The second prophetic picture portrays Israel as an abused woman whom the LORD out of His mercy chose to be His wife (16:1-7) and out of His love and grace showered with jewels and fine robes (16:8-14). Rather than serving her husband out of love and gratitude, the wife repaid her husband’s favor heaping shame and humiliation on him with her gross immorality. Israel, like an unfaithful wife, had turned from the LORD Who chose her. The sins committed by Israel are staggering and the evidence of her wickedness are named by Ezekiel. The nation had played the harlot (16:15-16), made idols (16:17) and the people offered their sons and daughters as sacrifices to idols (16:20-21).
Rather than repent and turn to the LORD for His protection and blessings, Israel turned to her heathen neighbors (Egypt, vs. 26; the Philistines, vs. 27; the Assyrians, vs. 28; the Chaldeans, vs. 29) and her compromise was akin to the wife playing a harlot on street corners (16:22-34).
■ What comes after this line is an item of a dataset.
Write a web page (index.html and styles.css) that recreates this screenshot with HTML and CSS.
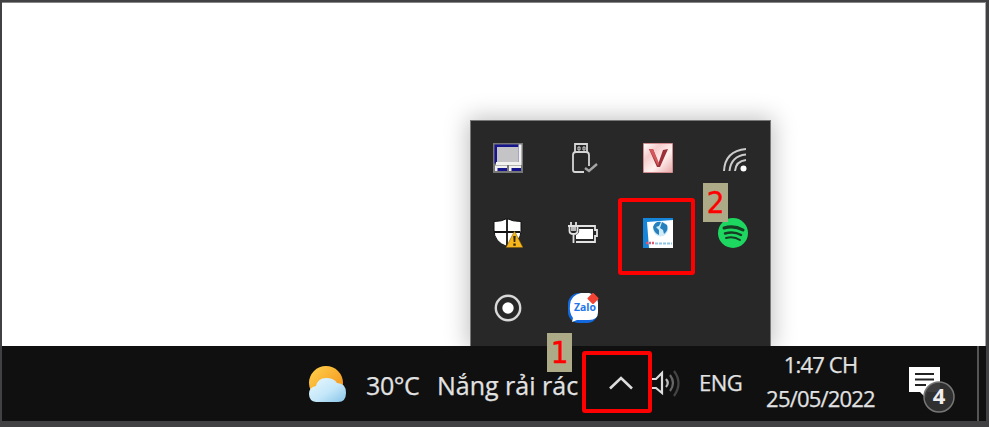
FILE: index.html
```html
<!DOCTYPE html>
<html lang="vi">
<head>
<meta charset="utf-8">
<title>Desktop</title>
<link rel="stylesheet" href="styles.css">
</head>
<body>
<div class="screen">
  <main class="desktop">
    <section class="tray">
      <div class="cell"><svg width="30" height="30" viewBox="0 0 30 30"><path fill="#777" d="M0 0h30v30H0z"/><path fill="#17158c" d="M1.500 1.500H26v19H1.500zM2 23h12v5H2zM16 23h12v5H16z"/><path fill="#f2f2f0" d="M25.500 1.500h3V22H3v-3h22.500zM2 22.500h12V25H4.500v3H2zM16 22.500h12V25h-9.500v3H16z"/><path fill="#c4c4c6" d="M4 4h21.500v15H4z"/></svg></div>
      <div class="cell"><svg width="30" height="30" viewBox="0 0 30 30" fill="none" stroke="#d5d5d5" stroke-width="1.8"><path d="M7 9V1h12v8M16 29H7q-2 0-2-2V12q0-3 3-3h10q3 0 3 3v11"/><path d="M10 4h2v3h-2zM15 4h2v3h-2z" stroke-width="1"/><path stroke="#a5a5a5" stroke-width="2.4" d="M17 25l4 3 8-7"/></svg></div>
      <div class="cell"><svg width="30" height="30" viewBox="0 0 30 30"><defs><linearGradient id="vbg" x1="0" y1="0" x2="1" y2="1"><stop stop-color="#fff"/><stop offset=".3" stop-color="#f6cccc"/><stop offset=".6" stop-color="#fff1ef"/><stop offset="1" stop-color="#e7a6a8"/></linearGradient></defs><path fill="url(#vbg)" stroke="#cf8b8d" d="M.5.5h29v29H.5z"/><path fill="#9c3038" d="M6 6h4l5.500 14L20 7l5-1-8 18h-3z"/><path fill="#d4575b" d="M6 6h4l6 14-1 3z"/></svg></div>
      <div class="cell"><svg width="30" height="30" viewBox="0 0 30 30" fill="none" stroke="#ccc" stroke-width="2"><path d="M6 28Q7 8 28 6M11.500 28Q13 13 28 11.500M17 28Q18 18 28 17"/><circle cx="25.500" cy="25.500" r="3" fill="#fff" stroke="none"/></svg></div>
      <div class="cell"><svg width="30" height="30" viewBox="0 0 30 30"><path fill="#fff" stroke="#111" d="M14 .5q5 3 14 3v9q0 12-14 16Q1 24 1 12V3.500q8 0 13-3z"/><path stroke="#111" stroke-width="1.800" d="M14 1v27M1 14h26"/><path fill="#f5b51c" stroke="#6e5108" stroke-width=".5" d="M21.500 13L30 29.500H13z"/><path fill="#332806" d="M20.300 18h2.400l-.4 6h-1.600zM20.300 25.500h2.400v2.200h-2.400z"/></svg></div>
      <div class="cell"><svg width="32" height="30" viewBox="0 0 32 30" fill="none" stroke="#e2e2e2" stroke-width="1.800"><path d="M12 8h16v4h2v6h-2v6H9"/><path fill="#fff" stroke="none" d="M12 11h14v10H9v-4q4-2 3-6z"/><path d="M4 4v4M9 4v4M1 8h11M2.500 9v4q0 3 4 3t4-3V9M6.500 16v9"/><path fill="#bbb" stroke="none" d="M4 9h5v4H4z"/></svg></div>
      <div class="cell"><svg width="30" height="30" viewBox="0 0 30 30"><path fill="#fff" d="M0 0h30v30H0z"/><path fill="#1585d9" d="M0 0h30v2L4 4l2 26H0z"/><circle cx="17.500" cy="11" r="7.500" fill="#d0ebf8"/><path fill="#2580bd" d="M10 9q2-6 8-5l-2 4-3 1 3 3v5q-5-2-6-8zM19 4l5 3q2 5-3 9l-1-4-3-2z"/><path stroke="#e0566b" stroke-width="2.500" stroke-dasharray="2 1" d="M3 25h8"/><path stroke="#8fc5e4" stroke-width="2" stroke-dasharray="3 1" d="M12 25.500h17"/></svg></div>
      <div class="cell"><svg width="30" height="30" viewBox="0 0 30 30"><circle cx="15" cy="15" r="15" fill="#1ed760"/><g fill="none" stroke="#173d25" stroke-linecap="round"><path stroke-width="3" d="M6 10q10-3 19 2"/><path stroke-width="2.500" d="M7 15.500q9-2.500 16 1.500"/><path stroke-width="2" d="M8 20q8-2 14 2"/></g></svg></div>
      <div class="cell"><svg width="30" height="30" viewBox="0 0 30 30"><circle cx="15" cy="15" r="12.200" fill="none" stroke="#d8d8d8" stroke-width="2.400"/><circle cx="15" cy="15" r="5.700" fill="#fff"/></svg></div>
      <div class="cell"><svg width="31" height="30" viewBox="0 0 31 30"><rect width="30" height="30" rx="11" fill="#1268dc"/><path fill="#fff" d="M13 0h8q9 2 9 10v9q0 8-9 8H9l-5 2 1-4Q1 20 2 12 3 2 13 0z"/><text x="6" y="18" class="zalo" textLength="22" lengthAdjust="spacingAndGlyphs">Zalo</text><path fill="#f34335" d="M25 1l4.500 4.500L25 10l-4.500-4.500z" stroke="#f34335" stroke-width="2" stroke-linejoin="round"/></svg></div>
    </section>
  </main>
  <footer class="taskbar">
    <div class="weather">
      <svg width="40" height="38" viewBox="0 0 40 38"><defs><linearGradient id="sun" x1="0" y1="0" x2="1" y2="1"><stop stop-color="#ffd24b"/><stop offset="1" stop-color="#f28b17"/></linearGradient><linearGradient id="cloud" x1="0" y1="0" x2="1" y2="1"><stop stop-color="#e9f8ff"/><stop offset=".55" stop-color="#c4e7f9"/><stop offset="1" stop-color="#86c3e8"/></linearGradient></defs><circle cx="18" cy="18" r="17" fill="url(#sun)"/><path fill="url(#cloud)" d="M8 37Q1 36 1 29q0-7 7-8 2-8 10-8t11 5q9 0 9 10 0 9-8 9z"/></svg>
      <span class="temp">30°C</span><span class="condition">Nắng rải rác</span>
    </div>
    <svg class="chevron" width="24" height="14" viewBox="0 0 24 14"><path d="M1 12.500L12 2l11 10.500" fill="none" stroke="#ddd" stroke-width="2.600"/></svg>
    <svg class="volume" width="30" height="28" viewBox="0 0 30 28" fill="none" stroke="#ddd" stroke-width="2.200"><path d="M0 10h4l6-6v20l-6-5H0"/><path stroke="#bbb" d="M14 10q3.500 4 0 8"/><path stroke="#666" d="M18 6q6 8 0 16"/><path stroke="#444" d="M22 2q9 12 0 25"/></svg>
    <span class="language">ENG</span>
    <div class="clock"><span class="time">1:47 CH</span><span class="date">25/05/2022</span></div>
    <svg class="notice" width="46" height="48" viewBox="0 0 46 48"><path fill="#fff" d="M0 1h31v25H18l-1 6-6-6H0z"/><path stroke="#222" stroke-width="2" d="M6 8h19M6 13.500h19M6 19h11"/><circle cx="30" cy="31" r="15" fill="#333" fill-opacity=".95" stroke="#777" stroke-width="1.500"/><text x="30" y="38" text-anchor="middle" class="count">4</text></svg>
    <div class="show-desktop"></div>
  </footer>
</div>
<div class="mark mark-arrow"></div><div class="label label-one">1</div>
<div class="mark mark-app"></div><div class="label label-two">2</div>
</body>
</html>
```

FILE: styles.css
```css
* { box-sizing: border-box; }
body { margin: 0; width: 989px; height: 427px; overflow: hidden; position: relative; background: #414042; font-family: "Open Sans", "Noto Sans", sans-serif; color: #e2e2e2; }
svg { display: block; flex: none; }
.screen { height: 427px; padding: 2px 3px 6px 2px; display: flex; flex-direction: column; }
.desktop { height: 344px; flex: none; padding: 117px 0 0 468px; background: #fff; overflow: hidden; border-top: 1px solid #888; border-right: 1px solid #aaa; }
.tray { width: 301px; height: 227px; display: grid; grid-template-columns: repeat(4, 75px); grid-template-rows: repeat(3, 75px); background: #282828; border: 1px solid #777; border-bottom: 0; box-shadow: 0 0 22px 2px rgba(0,0,0,.25); }
.cell { display: flex; align-items: center; justify-content: center; padding: 0 1px 1px 0; }
.taskbar { height: 75px; flex: none; display: flex; align-items: flex-start; background: #101010; overflow: hidden; white-space: nowrap; -webkit-text-stroke: .25px #e2e2e2; }
.weather { display: flex; margin-left: 306px; padding-top: 19px; width: 302px; font-size: 25px; line-height: 26px; }
.temp { margin: 7px 0 0 18px; width: 71px; letter-spacing: -.4px; }
.condition { margin-top: 7px; }
.chevron { margin: 30px 0 0 -1px; }
.volume { margin: 23px 0 0 19px; }
.language { margin: 20px 0 0 17px; width: 50px; font-size: 22px; line-height: 32px; letter-spacing: -.5px; }
.clock { display: flex; flex-direction: column; align-items: center; width: 143px; padding-top: 1px; font-size: 22px; line-height: 34px; letter-spacing: -.8px; }
.notice { margin: 20px 0 0 17px; -webkit-text-stroke: 0; }
.show-desktop { width: 2px; height: 75px; margin-left: auto; margin-right: 7px; background: #555; }
.count { font: 700 22px "Open Sans", sans-serif; fill: #eee; }
.zalo { font: 700 10px "Open Sans", sans-serif; fill: #2475e8; }
.mark { position: absolute; border: 4px solid #f00; border-radius: 3px; }
.mark-arrow { left: 582px; top: 351px; width: 70px; height: 62px; }
.mark-app { left: 618px; top: 198px; width: 77px; height: 77px; }
.label { position: absolute; width: 25px; height: 39px; background: #acaa87; color: #f00; font: 31px/38px "DejaVu Sans Condensed", "DejaVu Sans", sans-serif; font-stretch: condensed; text-align: center; -webkit-text-stroke: .4px #f00; }
.label-one { left: 547px; top: 333px; }
.label-two { left: 703px; top: 183px; }
```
Having stated the sins of God’s people, Ezekiel was charged with declaring God’s judgment (16:35-43). Those nations (i.e. “thy lovers”, vs. 36) with whom Israel had compromised would despise her and be the instruments God would use to punish His people. Israel’s sin and rebellion against God was greater than the sins of Sodom and Gomorrah because she had enjoyed God’s favor; however, she despised the LORD, rejected His Law, and committed the same abominations as the heathen (16:44-52). In spite of the nation’s wickedness, God promised to not forget His covenant with Israel and to restore her (16:53-63).
The third picture of God’s judgment against Israel is a riddle of two eagles and three vine shoots (i.e. “twigs”) planted in Israel (17:1-24). As discussed earlier, the vine, and in this chapter the cedar of Lebanon, are pictures of Israel; while Nebuchadnezzar, king of Babylon is pictured as an eagle in the Bible. The prophet Jeremiah writes concerning Nebuchadnezzar, “he shall fly as an eagle” (Jeremiah 48:40; 49:22). Leaving no doubt Nebuchadnezzar is the eagle and Israel and her king are the objects of God’s approaching judgment, we read: “Behold, the king of Babylon is come to Jerusalem, and hath taken the king thereof, and the princes thereof, and led them with him to Babylon” (Ezekiel 17:12).
In spite of the utter destruction and devastation of Jerusalem and Judah, the LORD promises to take a “twig” and replant it in Israel (17:22-23) and exalt “the low tree” (17:24). Bible scholars believe, and I am inclined to agree, the “twig” represents the humble birth of Jesus Christ who will one day return as the King of kings and LORD of lords.
I conclude today’s devotional commentary with a passage of scripture from which I will be preaching this Sunday morning, Ezekiel 18.
There was no debate over the question of God judging Israel for sin; however, a question of responsibility for the calamities facing the nation rose among the people.
The younger population said, “The fathers have eaten sour grapes, and the children’s teeth are set on edge?” (18:2). In other words, some were blaming the nation’s troubles and miseries on the sins of their forefathers. In our day when “blame shifting” is epidemic and everyone is a victim, Ezekiel 18 is applicable to the homes of believers and non-believers .
The universality of man’s wickedness and the inevitable consequences of sin are declared by the LORD: “Behold, all souls are mine; as the soul of the father, so also the soul of the son is mine: the soul that sinneth, it shall die” (18:4). While all have sinned, nevertheless, the LORD is just and His judgments are right and He blesses the man who chooses righteousness and obeys His statues and judgments (18:5-9).
Herein is a spiritual lesson for us all: Every generation bears responsibility for its sins and God does not hold a father accountable for the sins of his son (18:10-13) no more than he holds a son accountable for the sins of his father. When a son see his father’s sins, but chooses the way of righteousness, that son will not bear his father’s guilt (18:14-17); however, the father will be punished for his own sins (18:18-20).
So, who you gonna blame for your troubles?
I close with a challenge to parents who, though not perfect parents, are loving parents but find themselves burdened with an adult child that is a sorrow to their hearts. Guard your heart against false guilt! Don’t allow a child wallowing in the mire of self-pity give you cause to despair. No man or woman has the privilege to blame others for the consequences of their own sinful choices.
God is just and He judges every man and woman “according to his ways” (18:30). A family will suffer consequences for a family member’s sinful choices; however, the key is in how you respond to those troubles and sorrows.
Remember: “The son shall not bear the iniquity of the father, neither shall the father bear the iniquity of the son” (Ezekiel 18:20).